Debugging and Transparency

• Helm/Kustomize: Debugging requires understanding intermediate states (e.g., helm template --debug, kustomize build). Errors are often opaque (e.g., "template rendering failed").

• Make: Every step is explicit. You can inspect intermediate files (e.g., manifest.yaml) or run targets like make print-rbac to debug.
  

# Debug a Helm error:
helm template vault --debug | less  # Scroll through rendered YAML

# Debug with Make:
make template > debug.yaml && code debug.yaml  # Directly inspect

With makefile-based approach:

# Print any variable - usage: make print-VARIABLE
print-%:
    @echo '$*=$($*)'
    @echo '  origin = $(origin $*)'
    @echo '  flavor = $(flavor $*)'
    @echo '  value  = $(value $*)'

Example:

make print-DOCKER_IMAGE
DOCKER_IMAGE=hashicorp/vault:1.18.0
  origin: file
  flavor: recursive
  value: hashicorp/vault:1.18.0

Security Implications

• Helm: Dynamic templating can introduce injection risks (e.g., untrusted values.yaml). Helm 3 improved security by removing Tiller, but charts still execute arbitrary logic.
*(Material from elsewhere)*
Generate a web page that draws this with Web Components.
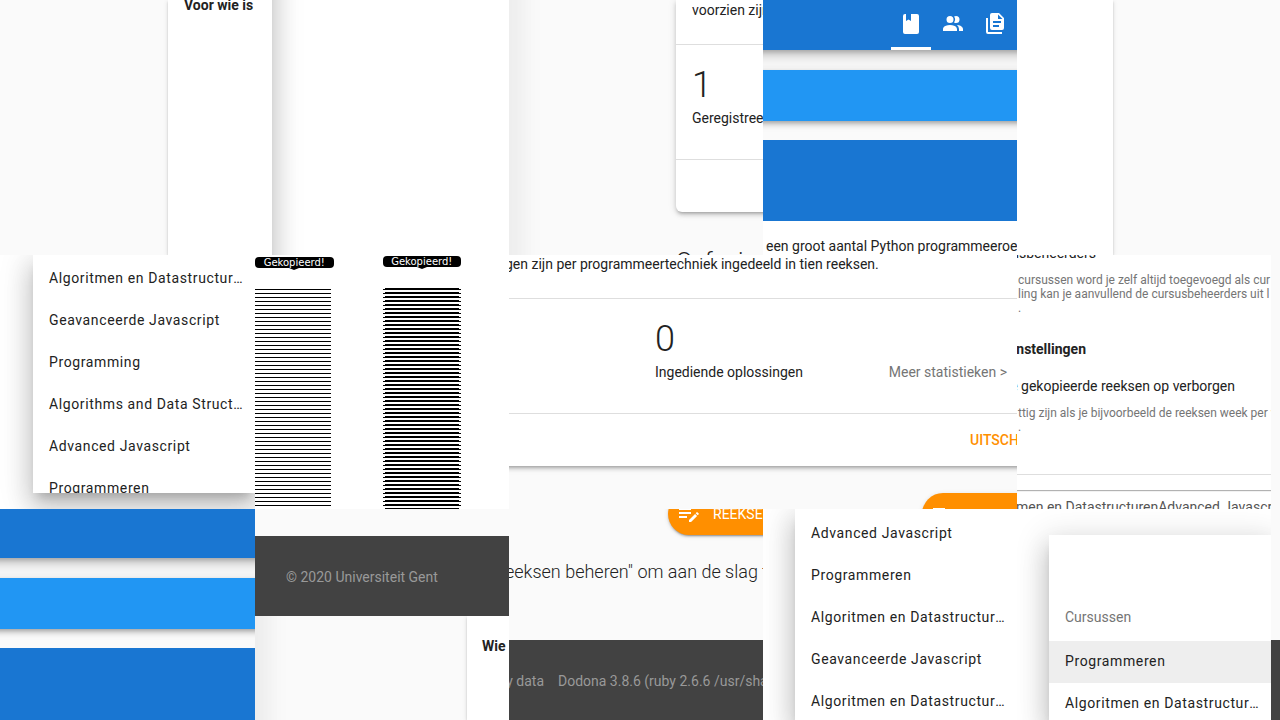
<!DOCTYPE html>
<html lang="nl">
<head>
<meta charset="utf-8">
<title>Dodona</title>
<style>
html, body { margin: 0; height: 100%; }
body {
  font-family: Roboto, sans-serif; font-size: 14px; line-height: 20px; color: #222; background: #fafafa;
  --divider: #dedede; --muted: #757575; --primary: #1976d2; --accent: #2196f3; --orange: #ff8f00; --footer: #424242;
  --lift1: 0 2px 2px 0 rgba(0,0,0,.14), 0 3px 1px -2px rgba(0,0,0,.2), 0 1px 5px 0 rgba(0,0,0,.12);
  --lift3: 0 3px 3px -2px rgba(0,0,0,.2), 0 3px 4px 0 rgba(0,0,0,.14), 0 1px 8px 0 rgba(0,0,0,.12);
  --lift4: 0 2px 4px -1px rgba(0,0,0,.2), 0 4px 5px 0 rgba(0,0,0,.14), 0 1px 10px 0 rgba(0,0,0,.12);
  --lift6: 0 3px 5px -1px rgba(0,0,0,.2), 0 6px 10px 0 rgba(0,0,0,.14), 0 1px 18px 0 rgba(0,0,0,.12);
  --lift16: 0 8px 10px -5px rgba(0,0,0,.2), 0 16px 24px 2px rgba(0,0,0,.14), 0 6px 30px 5px rgba(0,0,0,.12);
}
</style>
</head>
<body>
<app-mosaic></app-mosaic>
<script>
const define = (name, html, setup) => customElements.define(name, class extends HTMLElement {
  constructor() {
    super();
    this.attachShadow({ mode: 'open' }).innerHTML = html;
  }
  connectedCallback() { if (setup) setup(this, this.shadowRoot); }
});

const icons = {
  book: 'M18 22A2 2 0 0 0 20 20V4A2 2 0 0 0 18 2H12V9L9.5 7.5L7 9V2H6A2 2 0 0 0 4 4V20A2 2 0 0 0 6 22H18Z',
  people: 'M16 17V19H2V17S2 13 9 13 16 17 16 17M12.5 7.5A3.5 3.5 0 1 0 9 11A3.5 3.5 0 0 0 12.5 7.5M15.94 13A5.32 5.32 0 0 1 18 17V19H22V17S22 13.37 15.94 13M15 4A3.39 3.39 0 0 0 13.07 4.59A5 5 0 0 1 13.07 10.41A3.39 3.39 0 0 0 15 11A3.5 3.5 0 0 0 15 4Z',
  files: 'M3 6H5V20H19V22H5A2 2 0 0 1 3 20ZM9 1H16L21 6V16A2 2 0 0 1 19 18H9A2 2 0 0 1 7 16V3A2 2 0 0 1 9 1M15 2.5V7H19.5ZM10 9V11H18V9ZM10 13V15H16V13Z',
  edit: 'M2 6V8H14V6H2M2 10V12H14V10H2M20.04 10.13C19.9 10.13 19.76 10.19 19.65 10.3L18.65 11.3L20.7 13.35L21.7 12.35C21.92 12.14 21.92 11.79 21.7 11.58L20.42 10.3C20.31 10.19 20.18 10.13 20.04 10.13M18.07 11.88L12 17.94V20H14.06L20.12 13.93L18.07 11.88M2 14V16H10V14H2Z'
};

define('app-icon', `
<style>:host { display: block; width: 24px; height: 24px; } svg { display: block; }</style>
<svg width="24" height="24" viewBox="0 0 24 24" fill="currentColor" fill-rule="evenodd" aria-hidden="true"><path/></svg>`,
(el, root) => root.querySelector('path').setAttribute('d', icons[el.getAttribute('name')]));

define('nav-tabs', `
<style>
:host { display: flex; flex: none; justify-content: flex-end; gap: 2px; box-sizing: border-box; height: 50px; margin: 0 -20px; padding-right: 22px; color: #fff; background: var(--primary); box-shadow: var(--lift6); }
button { display: flex; justify-content: center; align-items: center; box-sizing: border-box; width: 40px; padding: 0; border: 0; border-top: 1px solid transparent; border-bottom: 3px solid transparent; color: inherit; background: none; }
button.on { border-bottom-color: #fff; }
</style>
<button class="on" aria-label="Cursus"><app-icon name="book"></app-icon></button>
<button aria-label="Gebruikers"><app-icon name="people"></app-icon></button>
<button aria-label="Bestanden"><app-icon name="files"></app-icon></button>`);

define('top-bar', `
<style>:host { display: block; flex: none; height: 49px; margin: 0 -20px; background: var(--primary); box-shadow: var(--lift6); }</style>`);

define('accent-bar', `
<style>:host { display: block; flex: none; height: 51px; margin: 20px -20px 19px; background: var(--accent); box-shadow: var(--lift4); }</style>`);

define('title-block', `
<style>:host { display: block; flex: none; height: 81px; background: var(--primary); }</style>`);

/* Full-height edge of the navigation drawer, with its elevation. */
define('drawer-edge', `
<style>:host { display: block; flex: none; width: var(--w, 0px); margin: -60px 0; background: #fff; box-shadow: var(--lift16); }</style>`);

define('side-card', `
<style>
:host { display: block; flex: none; box-sizing: border-box; padding-left: 16px; background: #fff; box-shadow: var(--lift1); font-weight: 700; white-space: nowrap; }
</style><slot></slot>`);

define('course-menu', `
<style>
:host { display: block; box-sizing: border-box; background: #fff; box-shadow: var(--lift16); }
nav { display: flex; flex-direction: column; height: 100%; overflow: hidden; }
h2 { margin: 0; padding: 72px 16px 14px; font-size: 14px; font-weight: 400; line-height: 20px; color: var(--muted); }
a { flex: none; box-sizing: border-box; height: 42px; padding: 10px 10px 12px 16px; color: inherit; text-decoration: none; letter-spacing: .044em; white-space: nowrap; overflow: hidden; text-overflow: ellipsis; }
a.on { background: #eee; }
</style><nav></nav>`,
(el, root) => {
  const nav = root.querySelector('nav');
  nav.textContent = '';
  if (el.hasAttribute('heading')) {
    const h = document.createElement('h2');
    h.textContent = el.getAttribute('heading');
    nav.append(h);
  }
  el.getAttribute('items').split('|').forEach((text, i) => {
    const a = document.createElement('a');
    a.href = '#';
    a.textContent = text;
    if (i === 0 && el.hasAttribute('heading')) a.className = 'on';
    nav.append(a);
  });
});

define('stat-row', `
<style>
:host { display: flex; justify-content: space-between; align-items: flex-end; box-sizing: border-box; height: 116px; padding: 17px 10px 31px var(--inset, 16px); border: solid var(--divider); border-width: 1px 0; white-space: nowrap; }
strong { display: block; font-size: 36px; line-height: 46px; font-weight: 300; }
</style>
<div><strong></strong><span></span></div><slot></slot>`,
(el, root) => {
  root.querySelector('strong').textContent = el.getAttribute('value');
  root.querySelector('span').textContent = el.getAttribute('label');
});

define('pill-button', `
<style>
:host { display: block; flex: none; width: 95px; }
button { display: flex; align-items: center; gap: 12px; box-sizing: border-box; height: 42px; width: 200px; padding: 0 9px; border: 0; border-radius: 21px; background: var(--orange); color: #fff; font: 400 14px/20px Roboto, sans-serif; white-space: nowrap; box-shadow: var(--lift1); }
</style>
<button aria-label="Reeksen beheren"><app-icon name="edit"></app-icon><slot></slot></button>`);

define('copy-stack', `
<style>
:host { display: flex; flex-direction: column; align-items: center; width: 79px; box-sizing: border-box; padding-top: 2px; color: #fff; }
.tip { display: flex; justify-content: center; width: 100%; height: 11px; border-radius: 4px; background: #000; font: 10px/11px "DejaVu Sans", sans-serif; }
i { border: solid transparent; border-width: 2px 5px 0; border-top-color: #000; }
.lines { flex: 1; width: 76px; margin: 19px 2px 0 0; background: linear-gradient(#000 1px, transparent 1px) 0 0 / 76px 4px repeat-y; }
:host([heavy]) { padding-top: 1px; }
:host([heavy]) .lines { width: 78px; margin: 19px 0 0; background:
  linear-gradient(#000 1px, transparent 1px) 2px 0 / 74px 4px repeat-y,
  linear-gradient(#000 1px, transparent 1px) 0 1px / 78px 4px repeat-y; }
</style>
<div class="tip"><slot></slot></div><i></i><div class="lines"></div>`);

define('page-footer', `
<style>
:host { display: flex; flex: none; gap: 14px; box-sizing: border-box; height: 80px; padding: 31px 0 0 var(--inset, 0px); background: var(--footer); color: #999; white-space: nowrap; }
</style><slot></slot>`);

define('app-mosaic', `
<style>
:host {
  display: grid; height: 100vh; min-height: 640px; overflow: hidden;
  grid-template-columns: minmax(0,255fr) repeat(4, minmax(0,254fr)) minmax(0,9fr);
  grid-template-rows: minmax(0,255fr) minmax(0,254fr) minmax(0,211fr);
}
section { display: flex; overflow: hidden; background: #fafafa; min-width: 0; }
.col { flex-direction: column; }
.white { background: #fff; }
p, h2, h3 { margin: 0; white-space: nowrap; }
.end { justify-content: flex-end; }
.sheet { background: #fff; box-shadow: var(--lift3); }
.grow { flex: 1; }
a { color: var(--muted); text-decoration: none; }

.card { margin-left: 167px; border-radius: 0 0 0 6px; height: 212px; }
.card p { height: 44px; padding-left: 16px; }
.light { font-size: 24px; line-height: 32px; font-weight: 300; margin: 33px 0 0 167px; }
.intro { padding: 15px 0 0 3px; background: #fff; flex: 1; }

.stats { grid-column: 3 / span 2; }
.stats .sheet { height: 211px; margin: 0 -20px; padding: 0 20px; }
.stats stat-row { margin: 0 -20px; padding: 17px 30px 31px 166px; }
.stats .sheet p { height: 43px; line-height: 18px; text-indent: -4px; }
.actions { display: flex; justify-content: flex-end; padding: 16px 0; }
.actions button { width: 47px; padding: 0; border: 0; background: none; color: var(--orange); font: 500 14px/20px Roboto, sans-serif; text-align: left; }
.pill { display: flex; justify-content: flex-end; margin-top: 27px; }

.form .note { font-size: 12px; line-height: 14px; color: var(--muted); padding: 10px 0 0 1px; white-space: pre; }
.fit { display: flex; justify-content: flex-end; }
.fit.a { width: 79px; margin-top: -12px; }
.fit.b { width: 69px; font-size: 14px; font-weight: 700; padding-top: 24px; }
.fit.c { width: 218px; padding-top: 17px; }
.form hr { width: 100%; margin: 40px 0 0; border: 0; border-top: 1px solid var(--divider); }
.strip { flex: none; height: 15px; box-shadow: 0 1px 1px rgba(0,0,0,.3); }
.below { color: #555; padding-top: 7px; text-indent: -1px; }

.menu { width: 222px; flex: none; }
.hint { font-size: 18px; line-height: 24px; font-weight: 300; padding-top: 25px; text-indent: -4px; }
.rail { grid-column: 6; grid-row: 1 / span 3; }
.copies { padding-right: 48px; gap: 49px; }
.bottom { display: flex; flex: 1; overflow: hidden; justify-content: space-between; }
.cut { display: flex; justify-content: flex-end; width: 35px; }
.tools { display: flex; flex: none; justify-content: flex-end; align-items: flex-end; height: 26px; }
</style>

<section class="end" style="grid-area: 1/1"><side-card style="width:87px; line-height:10px">Voor wie is</side-card></section>

<section class="white" style="grid-area: 1/2"><drawer-edge style="--w:17px"></drawer-edge></section>

<section style="grid-area: 1/3">
  <drawer-edge></drawer-edge>
  <div class="grow">
    <div class="sheet card"><p>voorzien zijn</p><stat-row value="1" label="Geregistree"></stat-row></div>
    <h2 class="light">Oefeningen</h2>
  </div>
</section>

<section class="col" style="grid-area: 1/4">
  <nav-tabs></nav-tabs><accent-bar></accent-bar><title-block></title-block>
  <p class="intro">een groot aantal Python programmeeroe</p>
</section>

<section style="grid-area: 1/5"><side-card style="width:96px"></side-card></section>

<section class="white end" style="grid-area: 2/1">
  <course-menu class="menu" style="height:238px; padding-top:3px" items="Algoritmen en Datastructuren|Geavanceerde Javascript|Programming|Algorithms and Data Structures|Advanced Javascript|Programmeren"></course-menu>
</section>

<section class="white copies end" style="grid-area: 2/2">
  <copy-stack>Gekopieerd!</copy-stack><copy-stack heavy>Gekopieerd!</copy-stack>
</section>

<section class="col stats" style="grid-row: 2">
  <div class="sheet">
    <p>gen zijn per programmeertechniek ingedeeld in tien reeksen.</p>
    <stat-row value="0" label="Ingediende oplossingen"><a href="#">Meer statistieken &gt;</a></stat-row>
    <div class="actions"><button>UITSCH</button></div>
  </div>
  <div class="pill"><pill-button></pill-button></div>
</section>

<section class="white col form" style="grid-area: 2/5">
  <p class="fit a">usbeheerders</p>
  <p class="note">cursussen word je zelf altijd toegevoegd als cur
ling kan je aanvullend de cursusbeheerders uit l
.</p>
  <h3 class="fit b">nstellingen</h3>
  <p class="fit c">e gekopieerde reeksen op verborgen</p>
  <p class="note">ttig zijn als je bijvoorbeeld de reeksen week per v
.</p>
  <hr><div class="strip"></div>
  <p class="below">men en DatastructurenAdvanced Javascr</p>
</section>

<section class="col" style="grid-area: 3/1">
  <top-bar></top-bar><accent-bar></accent-bar><title-block></title-block>
</section>

<section class="col" style="grid-area: 3/2">
  <page-footer style="margin-top:27px; --inset:31px"><span>© 2020 Universiteit Gent</span></page-footer>
  <div class="bottom"><drawer-edge></drawer-edge><side-card style="width:42px; padding:20px 0 0 15px">Wie</side-card></div>
</section>

<section class="col" style="grid-area: 3/3">
  <div class="tools"><pill-button>REEKSE</pill-button></div>
  <p class="hint grow">eeksen beheren" om aan de slag t</p>
  <page-footer><span class="cut">y&nbsp;data</span><span>Dodona 3.8.6 (ruby 2.6.6 /usr/sha</span></page-footer>
</section>

<section class="white end" style="grid-area: 3/4">
  <course-menu class="menu" style="padding-top:4px" items="Advanced Javascript|Programmeren|Algoritmen en Datastructuren|Geavanceerde Javascript|Algoritmen en Datastructuren"></course-menu>
</section>

<section class="white end" style="grid-area: 3/5">
  <course-menu class="menu" style="margin-top:26px" heading="Cursussen" items="Programmeren|Algoritmen en Datastructuren|Algorithms"></course-menu>
</section>

<section class="col rail"><div class="grow"></div><page-footer></page-footer></section>`);
</script>
</body>
</html>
• Make: Static manifests are safer. Secrets can be managed separately (e.g., sops, vault-agent).
  

# Secure secret handling with Make:
get-secrets:
    @vault read -field=token secret/vault-token > .env
    @kubectl create secret generic vault-secret --from-file=.env

GitOps Compatibility

• Helm/Kustomize: Tightly integrated with ArgoCD/Flux but require custom plugins for advanced features (e.g., Helm secrets).

• Make: Works natively with GitOps tools. Manifests are plain YAML/JSON, making drift detection easier.

Example GitOps workflow:

# With Make:
git add manifests/
git commit -m "Update vault config"
flux reconcile source git vault-repo

# Vs. Helm:
helm repo update
helm upgrade vault --values overrides.yaml

Extensibility

• Helm/Kustomize: Extending requires learning their DSLs (Go templates, Kustomize patches).

• Make: Easily extended with shell/python scripts. For example, adding Terraform integration:
  

deploy-infra:
    @terraform apply -auto-approve
    @$(MAKE) apply  # Deploy Kubernetes resources after infra

Community and Maintenance

• Helm: Large ecosystem but charts often lag behind upstream releases (e.g., stable/vault is deprecated).

• Make: No dependency hell. You control the toolchain.
  

# Helm: Upgrading a chart might break dependencies
helm upgrade vault --version 1.17.0  # Might fail due to subchart conflicts

# Make: Just update the image tag in Makefile
DOCKER_IMAGE=hashicorp/vault:1.17.0

Future-Proofing

• Makefiles are 40+ years old and won’t disappear. Helm/Kustomize might be replaced (e.g., by cdk8s, pkl).

• Kubernetes-native alternatives: Tools like kpt or carvel are emerging, but Make remains a stable baseline.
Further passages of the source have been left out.